We extended Karma to enrich sensor data with information that enables users to understand the context in which the sensor data was collected. With Karma, users first extract from open sources a variety of information for the region of interest: business information from online phone books and directories, weather, news, events, and road vectors from raster maps. Once information is extracted, Karma helps users geolocate it, and then integrate it and associate it with sensors and buildings. Karma then exports all the information in KML layers, so that the Cosmopolis game engine can load it and show it in the 3D environment. Collaborators: Craig Knoblock, Mike Zyda.
COMPASS is an interactive real-time tool that analyzes schedule uncertainty for a stochastic task network. An important feature is that it concurrently calculates stochastic critical paths and critical tasks. COMPASS visualizes this information on top of a traditional Gantt view, giving users insight into how delays caused by uncertain durations propagate down the schedule. Users use sliders to adjust the distribution of the duration of any set of activities and see in real-time the effects on the start and end times of activities, and the critical paths they give rise to. Evaluations with 10 users show that users can use \compass to answer a variety of questions about the possible evolutions of a schedule (e.g., what is the likelihood that all activities will complete before a given date?). Movie: COMPASS features, Paper: IUI'2012. Students: Yan Wang, Huihui Chen, Karan Singh. Collaborators: Rajiv Maheswaran, Yu-Han Chang
VizScript is a generic framework that expedites the process of creating visualizations to debug and under- stand complex multi-agent systems. VizScript combines a generic application instrumentation, a knowledge-base, and simple scene definitions primitives with a reasoning system, to produce an easy to use visualization platform. Using VizScript, users are able to recreate the visualizations for a complex multi- agent system with an order-of-magnitude less effort than was required in a Java implementation. Papers: IUI'2008a, IUI'2008b. Student: Jin Jing (graduated), Collaborators: Rajiv Maheswaran, Romeo Sanchez.
VizPattern is an interactive visual query environment that uses a comic strip metaphor to enable users to easily and quickly define and locate complex temporal patterns. Evalu- ations provide evidence that VizPattern is applicable in many domains, and that it enables a wide variety of users to answer questions about temporal data faster and with fewer errors than existing state-of-the-art visual analysis systems. Movie, Papers: VL/HCC'2009, VAST'2010. Student: Jin Jing (graduated).

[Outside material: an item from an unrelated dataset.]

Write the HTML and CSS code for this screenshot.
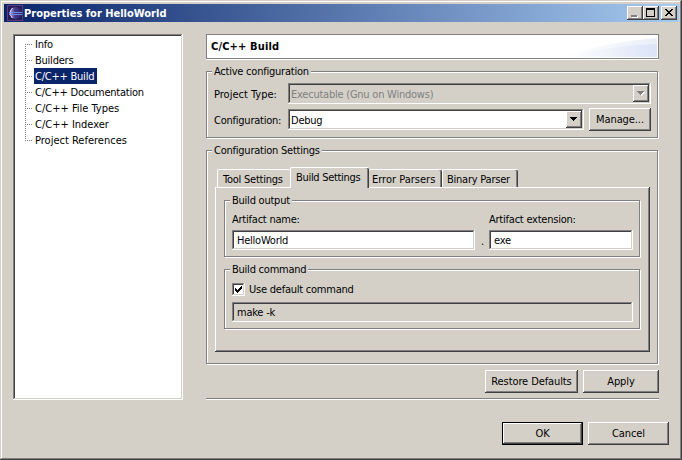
FILE: index.html
```html
<!DOCTYPE html>
<html lang="en">
<head>
<meta charset="utf-8">
<title>Properties for HelloWorld</title>
<link rel="stylesheet" href="styles.css">
</head>
<body>
<div class="window">
  <header class="titlebar">
    <svg class="app-icon" width="16" height="16" viewBox="0 0 16 16">
      <defs>
        <linearGradient id="ball" x1="0" x2="1"><stop offset="0" stop-color="#b0a8dc"/><stop offset=".45" stop-color="#443a8c"/><stop offset="1" stop-color="#2c2468"/></linearGradient>
      </defs>
      <rect width="16" height="16" fill="#54407c"/>
      <rect x="1" y="1" width="14" height="14" fill="#2a1c58"/>
      <circle cx="8.500" cy="8" r="6" fill="url(#ball)"/>
      <path d="M5.500 3Q1 8 5.500 13" fill="none" stroke="#dcd4f0" stroke-width="1"/>
      <path d="M2 7.500H15M2 9.500H15" stroke="#7494ec" stroke-width=".9"/>
    </svg>
    <h1 class="title">Properties for HelloWorld</h1>
    <div class="window-buttons">
      <button class="raised wb" aria-label="Minimize"><svg width="12" height="10" viewBox="0 0 12 10" shape-rendering="crispEdges"><path d="M3 8h6v2H3z" fill="#fff"/><path d="M2 7h6v2H2z" fill="#808080"/></svg></button>
      <button class="raised wb" aria-label="Maximize"><svg width="12" height="10" viewBox="0 0 12 10" shape-rendering="crispEdges"><path d="M1 0h9v9H1zM2 2v6h7V2z" fill="#000" fill-rule="evenodd"/></svg></button>
      <button class="raised wb close" aria-label="Close"><svg width="12" height="10" viewBox="0 0 12 10" shape-rendering="crispEdges"><path d="M2 1h2v1h1v1h2V2h1V1h2v1H9v1H8v1H7v1h1v1h1v1h1v1H8V7H7V6H5v1H4v1H2V7h1V6h1V5h1V4H4V3H3V2H2z"/></svg></button>
    </div>
  </header>

  <div class="content">
    <ul class="tree sunken">
      <li><span>Info</span></li>
      <li><span>Builders</span></li>
      <li><span class="selected">C/C++ Build</span></li>
      <li><span>C/C++ Documentation</span></li>
      <li><span class="wide">C/C++ File Types</span></li>
      <li><span class="wide">C/C++ Indexer</span></li>
      <li><span class="wide">Project References</span></li>
    </ul>

    <main class="page">
      <div class="heading">
        <h2>C/C++ Build</h2>
        <svg class="swoosh" width="90" height="20" viewBox="0 0 90 20">
          <defs><linearGradient id="sw"><stop offset="0" stop-color="#fff"/><stop offset="1" stop-color="#dbe3f6"/></linearGradient></defs>
          <path d="M0 18Q40 4 90 0V19H0z" fill="url(#sw)" opacity=".6"/>
          <path d="M0 19Q45 7 90 6V19z" fill="url(#sw)"/>
        </svg>
      </div>

      <section class="group active-config">
        <h3 class="legend">Active configuration</h3>
        <div class="row">
          <label class="wide">Project Type:</label>
          <div class="combo sunken disabled"><span>Executable (Gnu on Windows)</span><i class="raised arrow"><svg width="8" height="5" viewBox="0 0 8 5" shape-rendering="crispEdges"><path d="M1 1h7v1H7v1H6v1H5v1H4V4H3V3H2V2H1z" fill="#fff"/><path d="M0 0h7v1H6v1H5v1H4v1H3V3H2V2H1V1H0z" fill="#808080"/></svg></i></div>
        </div>
        <div class="row second">
          <label>Configuration:</label>
          <div class="combo sunken"><span>Debug</span><i class="raised arrow"><svg width="8" height="5" viewBox="0 0 8 5" shape-rendering="crispEdges"><path d="M0 0h7v1H6v1H5v1H4v1H3V3H2V2H1V1H0z"/></svg></i></div>
          <button class="raised manage">Manage...</button>
        </div>
      </section>

      <section class="group settings">
        <h3 class="legend">Configuration Settings</h3>
        <nav class="tabs">
          <span class="tab tool">Tool Settings</span>
          <span class="tab build">Build Settings</span>
          <span class="tab error wide">Error Parsers</span>
          <span class="tab binary">Binary Parser</span>
        </nav>
        <div class="panel">
          <section class="group output">
            <h3 class="legend">Build output</h3>
            <div class="fields">
              <label>Artifact name:</label><span></span><label>Artifact extension:</label>
              <div class="input sunken">HelloWorld</div><span class="dot">.</span><div class="input sunken">exe</div>
            </div>
          </section>
          <section class="group command">
            <h3 class="legend">Build command</h3>
            <div class="check"><i class="box sunken"><svg width="9" height="9" viewBox="0 0 9 9" shape-rendering="crispEdges"><path d="M1 3h1v1h1v1h1V4h1V3h1V2h1V1h1v3H7v1H6v1H5v1H4v1H3V7H2V6H1z"/></svg></i><span>Use default command</span></div>
            <div class="input sunken disabled-input">make -k</div>
          </section>
        </div>
      </section>

      <div class="page-buttons">
        <button class="raised restore">Restore Defaults</button>
        <button class="raised apply">Apply</button>
      </div>
      <div class="rule"></div>
    </main>
  </div>

  <footer class="dialog-buttons">
    <div class="default"><button class="raised">OK</button></div>
    <button class="raised">Cancel</button>
  </footer>
</div>
</body>
</html>
```
FILE: styles.css
```css
* { box-sizing: border-box; }
body {
  margin: 0;
  font: 11px/14px "DejaVu Sans Condensed", "DejaVu Sans", sans-serif;
  font-stretch: condensed;
  letter-spacing: -.23px;
  color: #000;
}
h1, h2, h3, ul { margin: 0; padding: 0; font-size: 11px; line-height: 14px; font-weight: normal; list-style: none; }
button { font: inherit; color: inherit; letter-spacing: -.1px; padding: 0; margin: 0; border-radius: 0; white-space: nowrap; }
span, label { white-space: nowrap; }
.wide { letter-spacing: 0; }

.window {
  width: 682px;
  height: 460px;
  background: #d4d0c8;
  padding: 4px 3px 0 4px;
  box-shadow: inset -1px -1px #404040, inset 1px 1px #d4d0c8, inset -2px -2px #808080, inset 2px 2px #fff;
}
.raised {
  background: #d4d0c8;
  border: 0;
  box-shadow: inset -1px -1px #404040, inset 1px 1px #fff, inset -2px -2px #808080;
}
.sunken {
  border: 0;
  box-shadow: inset -1px -1px #fff, inset 1px 1px #808080, inset -2px -2px #d4d0c8, inset 2px 2px #404040;
}

.titlebar {
  height: 18px;
  display: flex;
  align-items: center;
  padding: 0 2px 0 3px;
  background: linear-gradient(90deg, #0a246a, #a6caf0);
}
.app-icon { flex: none; }
.title { color: #fff; font-weight: bold; flex: 1; padding: 1px 0 0 1px; letter-spacing: 0; }
.window-buttons { display: flex; }
.wb { width: 16px; height: 14px; display: grid; place-items: center; }
.wb svg { display: block; }
.close { margin-left: 2px; }

.content { display: flex; gap: 23px; padding: 12px 0 0 9px; }
.tree { width: 170px; height: 366px; background: #fff; padding: 2px 2px 0 12px; }
.tree li {
  height: 16px;
  display: flex;
  align-items: center;
  background:
    repeating-linear-gradient(90deg, #808080 0 1px, transparent 1px 2px) 0 8px / 8px 1px no-repeat,
    repeating-linear-gradient(180deg, #808080 0 1px, transparent 1px 2px) 0 0 / 1px 100% no-repeat;
}
.tree li:first-child { background-position: 0 8px, 0 8px; }
.tree li:last-child { background-size: 8px 1px, 1px 8px; }
.tree span { margin-left: 9px; padding: 1px 2px 0 1px; line-height: 15px; }
.tree .selected { background: #0a246a; color: #fff; width: 63px; }

.page { width: 453px; }
.heading {
  height: 25px;
  border: 1px solid #808080;
  box-shadow: 0 1px #fff;
  background: #fff;
  display: flex;
  justify-content: space-between;
  align-items: center;
  padding: 0 1px 0 4px;
}
.heading h2 { font-weight: bold; letter-spacing: .15px; padding-top: 1px; }
.swoosh { align-self: flex-end; }

.group {
  border: 1px solid #808080;
  box-shadow: 1px 1px #fff, inset 1px 1px #fff;
}
.legend { width: max-content; background: #d4d0c8; margin: -7px 0 0 5px; padding: 0 2px; height: 13px; position: relative; }
.active-config { width: 452px; height: 67px; margin-top: 12px; }
.row { display: flex; align-items: center; padding-left: 7px; height: 23px; margin-top: 4px; }
.row.second { margin-top: 3px; }
.row label { width: 74px; padding-top: 2px; }
.combo { flex: none; width: 296px; height: 21px; background: #fff; display: flex; justify-content: space-between; align-items: center; padding: 0 2px 0 3px; }
.combo span { padding-top: 2px; }
.combo.disabled { width: 363px; background: #d4d0c8; color: #808080; }
.arrow { width: 16px; height: 17px; display: grid; place-items: center; }
.arrow svg { display: block; }
.manage { width: 62px; height: 23px; margin-left: 5px; }

.settings { width: 452px; height: 214px; margin-top: 12px; }
.tabs { display: flex; align-items: flex-end; height: 21px; margin: 10px 0 0 10px; position: relative; }
.tab {
  height: 18px;
  margin-bottom: 1px;
  border: solid #fff;
  border-width: 1px 0 0 1px;
  border-radius: 2px 2px 0 0;
  box-shadow: inset -1px 0 #404040, inset -2px 0 #808080;
  padding: 3px 0 0 5px;
}
.tool { width: 73px; box-shadow: none; }
.build { width: 79px; height: 21px; margin-bottom: 0; background: #d4d0c8; letter-spacing: -.3px; }
.error { width: 73px; padding-left: 3px; border-left: 0; }
.binary { width: 76px; padding-left: 4px; }
.panel {
  width: 435px;
  height: 165px;
  margin: -1px 0 0 8px;
  box-shadow: inset -1px -1px #404040, inset 1px 1px #fff, inset -2px -2px #808080;
  padding: 13px 0 0 9px;
}
.output { width: 416px; height: 57px; }
.fields {
  display: grid;
  grid-template-columns: 243px 14px 144px;
  grid-template-rows: 17px 20px;
  padding: 6px 0 0 7px;
}
.input { background: #fff; height: 20px; padding: 4px 5px 2px; }
.dot { padding: 5px 0 0 6px; }
.command { width: 416px; height: 60px; margin-top: 12px; }
.check { display: flex; align-items: center; height: 14px; padding-left: 7px; margin-top: 6px; gap: 4px; }
.check span { padding-top: 1px; }
.box { width: 13px; height: 13px; background: #fff; padding: 2px; }
.box svg { display: block; }
.disabled-input { width: 401px; margin: 6px 0 0 7px; background: #d4d0c8; }

.page-buttons { display: flex; justify-content: flex-end; gap: 5px; margin-top: 6px; }
.page-buttons button { height: 23px; }
.restore { width: 93px; }
.apply { width: 76px; }
.rule { height: 2px; margin-top: 5px; background: linear-gradient(#808080 50%, #fff 50%); }

.dialog-buttons { display: flex; justify-content: flex-end; gap: 5px; padding: 22px 10px 0 0; }
.dialog-buttons button { width: 81px; height: 23px; }
.default { background: #000; padding: 1px; width: 81px; height: 23px; }
.dialog-buttons .default button { width: 79px; height: 21px; display: block; }
```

The Living Classroom project seeked to offer children unique, differentiated learning experiences that reflect their specific needs and to do so with the affordability and ease of use that brings premiere teaching within the reach of every American student. Its goal: to provide teachers with the comprehensive, integrated information they need to customize each child's experiences readily every school day. Project web site
The objective is to create distributed intelligent software systems that will help fielded units adapt their mission plans as the situation around them changes and impacts their plans. Intelligent software Coordinators do this by reasoning about the tasks assigned to a given unit, the task timings, how the tasks interact with those of other units, and by evaluating possible changes such as changing task timings, task assignments, or selecting from pre-planned contingencies. Movies: AAMAS/ICAPS 2010 demo, system, Papers: ICAPS'2005 (wkshp), AAAI SS'2006, AAMAS'2006, AAMAS MSDM'2006, AAMAS LSMAS'2006, AAAI'2007, AAMAS'2008, ICAPS'2008, AAMAS'2009, ICAPS PSUU'2010, AAMAS OPTMAS'2010, AAMAS'2010 (best demo), AAMAS CHACIE'2010, AAMAS ARDE'2010, PRIMA'2011
The objective is to develop intelligent autonomous radio relay nodes that exploit movement to establish and manage mesh networks in urban settings using small, inexpensive, smart robotic radio relay nodes. As the situation changes, the nodes will adapt the network, self-healing if nodes are destroyed, stretching if soldiers move. Through movement and density, the LANdroids will enable effective communications in complex non-line-of-sight environments. Our bio-inspired, distributed control algorithm called TENTACLES directs robots' exploration to grow tentacles starting from soldiers of the gateway, establishing links when tentacles meet. Tentacles are disolved when they fail to meet other tentacles. Simulation movies 1, 2, 3. Paper: IROS'2009
The Commander's Coordinator retrieves current status from the units in the field and assembles and integrated plan overview that shows Commanders who is doing what and where. It monitors plan execution predicting possible failures, presents options for Commanders to choose from, intelligently alerts affected units about possible ripple effects, and distributes plan modifications to repair plans.
The objective was to build a human-in-the-loop scheduling system that enables operators to state scheduling goals and that helps them refine their goals and the schedule to produce schedules that balance many conflicting goals. The system was implemented in the context of US Marines aviation, and was used to help operators produce weekly and daily flight schedules. The system was deployed for testing in the US Marines air base in Yuma Arizona and onboard ships operating in the Middle East. More details available from the Final Report to DARPA, ANTS ebook and the project web site.
The objective was to build a system to enable end-users to specify rules for specifying the best contracts for fullfilling orders in a purchasing system. The system receives requisitions for items in electronic form, queries a database of preferred vendors to determine possible sources of supply, and applies rules to filter and rank these sources according to policies established by contract managers. The system was developed and tested in the context of applications for the Defense Logistics Agency (DLA). Project final documentation.